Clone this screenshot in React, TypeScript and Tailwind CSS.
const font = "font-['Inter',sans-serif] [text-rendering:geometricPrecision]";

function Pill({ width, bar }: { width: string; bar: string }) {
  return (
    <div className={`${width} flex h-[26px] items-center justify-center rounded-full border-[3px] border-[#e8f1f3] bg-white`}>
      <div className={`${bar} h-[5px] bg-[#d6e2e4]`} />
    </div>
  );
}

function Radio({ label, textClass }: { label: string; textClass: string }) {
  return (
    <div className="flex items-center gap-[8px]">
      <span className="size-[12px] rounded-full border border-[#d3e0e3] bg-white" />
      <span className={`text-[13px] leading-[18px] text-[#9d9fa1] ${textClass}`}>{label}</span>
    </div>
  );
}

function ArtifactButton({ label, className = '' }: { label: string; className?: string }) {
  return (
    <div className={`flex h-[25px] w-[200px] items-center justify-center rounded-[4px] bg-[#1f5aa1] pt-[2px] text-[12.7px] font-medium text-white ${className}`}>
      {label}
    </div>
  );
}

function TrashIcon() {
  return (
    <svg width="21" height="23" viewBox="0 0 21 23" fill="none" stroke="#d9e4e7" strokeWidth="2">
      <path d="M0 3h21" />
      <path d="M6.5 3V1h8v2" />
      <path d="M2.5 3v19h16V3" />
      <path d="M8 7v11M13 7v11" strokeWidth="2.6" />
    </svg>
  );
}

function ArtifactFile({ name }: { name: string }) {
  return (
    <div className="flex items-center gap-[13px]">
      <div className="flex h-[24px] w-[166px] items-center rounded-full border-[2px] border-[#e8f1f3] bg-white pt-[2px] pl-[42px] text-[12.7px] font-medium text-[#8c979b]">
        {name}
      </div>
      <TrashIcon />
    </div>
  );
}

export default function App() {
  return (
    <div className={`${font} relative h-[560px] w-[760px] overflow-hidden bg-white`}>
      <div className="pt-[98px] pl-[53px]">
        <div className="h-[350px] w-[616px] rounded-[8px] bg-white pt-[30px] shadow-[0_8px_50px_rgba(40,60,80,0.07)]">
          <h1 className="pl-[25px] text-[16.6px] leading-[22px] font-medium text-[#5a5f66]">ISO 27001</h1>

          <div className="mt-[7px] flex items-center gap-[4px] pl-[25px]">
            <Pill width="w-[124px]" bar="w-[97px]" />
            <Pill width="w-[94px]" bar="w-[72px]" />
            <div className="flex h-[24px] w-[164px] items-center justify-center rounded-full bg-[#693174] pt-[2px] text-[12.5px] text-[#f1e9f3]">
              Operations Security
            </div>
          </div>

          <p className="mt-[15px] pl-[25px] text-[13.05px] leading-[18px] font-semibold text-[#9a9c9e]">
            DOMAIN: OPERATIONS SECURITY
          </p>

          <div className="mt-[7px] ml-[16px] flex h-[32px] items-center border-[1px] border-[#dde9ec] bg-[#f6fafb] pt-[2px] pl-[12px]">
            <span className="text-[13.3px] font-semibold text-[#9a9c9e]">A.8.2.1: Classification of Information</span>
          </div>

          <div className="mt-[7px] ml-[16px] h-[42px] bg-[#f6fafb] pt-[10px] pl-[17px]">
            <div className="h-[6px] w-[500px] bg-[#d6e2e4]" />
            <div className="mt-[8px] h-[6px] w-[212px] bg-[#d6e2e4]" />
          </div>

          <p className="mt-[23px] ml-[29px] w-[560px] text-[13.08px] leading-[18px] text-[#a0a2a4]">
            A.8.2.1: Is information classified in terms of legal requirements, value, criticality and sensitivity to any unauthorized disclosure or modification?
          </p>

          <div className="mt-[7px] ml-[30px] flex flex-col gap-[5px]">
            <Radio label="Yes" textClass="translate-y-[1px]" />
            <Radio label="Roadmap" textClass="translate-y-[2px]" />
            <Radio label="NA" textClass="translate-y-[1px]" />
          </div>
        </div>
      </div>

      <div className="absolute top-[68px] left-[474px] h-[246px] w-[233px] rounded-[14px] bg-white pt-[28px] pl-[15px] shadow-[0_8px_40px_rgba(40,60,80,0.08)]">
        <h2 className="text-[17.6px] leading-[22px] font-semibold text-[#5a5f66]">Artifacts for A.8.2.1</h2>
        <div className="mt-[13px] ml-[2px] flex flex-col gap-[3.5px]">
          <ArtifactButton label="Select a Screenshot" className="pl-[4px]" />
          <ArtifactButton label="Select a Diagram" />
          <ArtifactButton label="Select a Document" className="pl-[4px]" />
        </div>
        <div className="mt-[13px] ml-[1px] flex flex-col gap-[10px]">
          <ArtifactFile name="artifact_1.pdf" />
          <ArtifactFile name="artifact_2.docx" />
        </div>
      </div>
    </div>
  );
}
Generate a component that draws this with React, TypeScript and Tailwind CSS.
========================================================================
== YOUR INSTRUCTIONS ==
Using the data above, print every record exactly as shown.

== SOLUTION FOR THIS EXERCISE ==
Clone this screenshot in React, TypeScript and Tailwind CSS.
const font = "font-['Inter',sans-serif] [text-rendering:geometricPrecision]";

function Pill({ width, bar }: { width: string; bar: string }) {
  return (
    <div className={`${width} flex h-[26px] items-center justify-center rounded-full border-[3px] border-[#e8f1f3] bg-white`}>
      <div className={`${bar} h-[5px] bg-[#d6e2e4]`} />
    </div>
  );
}

function Radio({ label, textClass }: { label: string; textClass: string }) {
  return (
    <div className="flex items-center gap-[8px]">
      <span className="size-[12px] rounded-full border border-[#d3e0e3] bg-white" />
      <span className={`text-[13px] leading-[18px] text-[#9d9fa1] ${textClass}`}>{label}</span>
    </div>
  );
}

function ArtifactButton({ label, className = '' }: { label: string; className?: string }) {
  return (
    <div className={`flex h-[25px] w-[200px] items-center justify-center rounded-[4px] bg-[#1f5aa1] pt-[2px] text-[12.7px] font-medium text-white ${className}`}>
      {label}
    </div>
  );
}

function TrashIcon() {
  return (
    <svg width="21" height="23" viewBox="0 0 21 23" fill="none" stroke="#d9e4e7" strokeWidth="2">
      <path d="M0 3h21" />
      <path d="M6.5 3V1h8v2" />
      <path d="M2.5 3v19h16V3" />
      <path d="M8 7v11M13 7v11" strokeWidth="2.6" />
    </svg>
  );
}

function ArtifactFile({ name }: { name: string }) {
  return (
    <div className="flex items-center gap-[13px]">
      <div className="flex h-[24px] w-[166px] items-center rounded-full border-[2px] border-[#e8f1f3] bg-white pt-[2px] pl-[42px] text-[12.7px] font-medium text-[#8c979b]">
        {name}
      </div>
      <TrashIcon />
    </div>
  );
}

export default function App() {
  return (
    <div className={`${font} relative h-[560px] w-[760px] overflow-hidden bg-white`}>
      <div className="pt-[98px] pl-[53px]">
        <div className="h-[350px] w-[616px] rounded-[8px] bg-white pt-[30px] shadow-[0_8px_50px_rgba(40,60,80,0.07)]">
          <h1 className="pl-[25px] text-[16.6px] leading-[22px] font-medium text-[#5a5f66]">ISO 27001</h1>

          <div className="mt-[7px] flex items-center gap-[4px] pl-[25px]">
            <Pill width="w-[124px]" bar="w-[97px]" />
            <Pill width="w-[94px]" bar="w-[72px]" />
            <div className="flex h-[24px] w-[164px] items-center justify-center rounded-full bg-[#693174] pt-[2px] text-[12.5px] text-[#f1e9f3]">
              Operations Security
            </div>
          </div>

          <p className="mt-[15px] pl-[25px] text-[13.05px] leading-[18px] font-semibold text-[#9a9c9e]">
            DOMAIN: OPERATIONS SECURITY
          </p>

          <div className="mt-[7px] ml-[16px] flex h-[32px] items-center border-[1px] border-[#dde9ec] bg-[#f6fafb] pt-[2px] pl-[12px]">
            <span className="text-[13.3px] font-semibold text-[#9a9c9e]">A.8.2.1: Classification of Information</span>
          </div>

          <div className="mt-[7px] ml-[16px] h-[42px] bg-[#f6fafb] pt-[10px] pl-[17px]">
            <div className="h-[6px] w-[500px] bg-[#d6e2e4]" />
            <div className="mt-[8px] h-[6px] w-[212px] bg-[#d6e2e4]" />
          </div>

          <p className="mt-[23px] ml-[29px] w-[560px] text-[13.08px] leading-[18px] text-[#a0a2a4]">
            A.8.2.1: Is information classified in terms of legal requirements, value, criticality and sensitivity to any unauthorized disclosure or modification?
          </p>

          <div className="mt-[7px] ml-[30px] flex flex-col gap-[5px]">
            <Radio label="Yes" textClass="translate-y-[1px]" />
            <Radio label="Roadmap" textClass="translate-y-[2px]" />
            <Radio label="NA" textClass="translate-y-[1px]" />
          </div>
        </div>
      </div>

      <div className="absolute top-[68px] left-[474px] h-[246px] w-[233px] rounded-[14px] bg-white pt-[28px] pl-[15px] shadow-[0_8px_40px_rgba(40,60,80,0.08)]">
        <h2 className="text-[17.6px] leading-[22px] font-semibold text-[#5a5f66]">Artifacts for A.8.2.1</h2>
        <div className="mt-[13px] ml-[2px] flex flex-col gap-[3.5px]">
          <ArtifactButton label="Select a Screenshot" className="pl-[4px]" />
          <ArtifactButton label="Select a Diagram" />
          <ArtifactButton label="Select a Document" className="pl-[4px]" />
        </div>
        <div className="mt-[13px] ml-[1px] flex flex-col gap-[10px]">
          <ArtifactFile name="artifact_1.pdf" />
          <ArtifactFile name="artifact_2.docx" />
        </div>
      </div>
    </div>
  );
}
Generate a component that draws this with React, TypeScript and Tailwind CSS.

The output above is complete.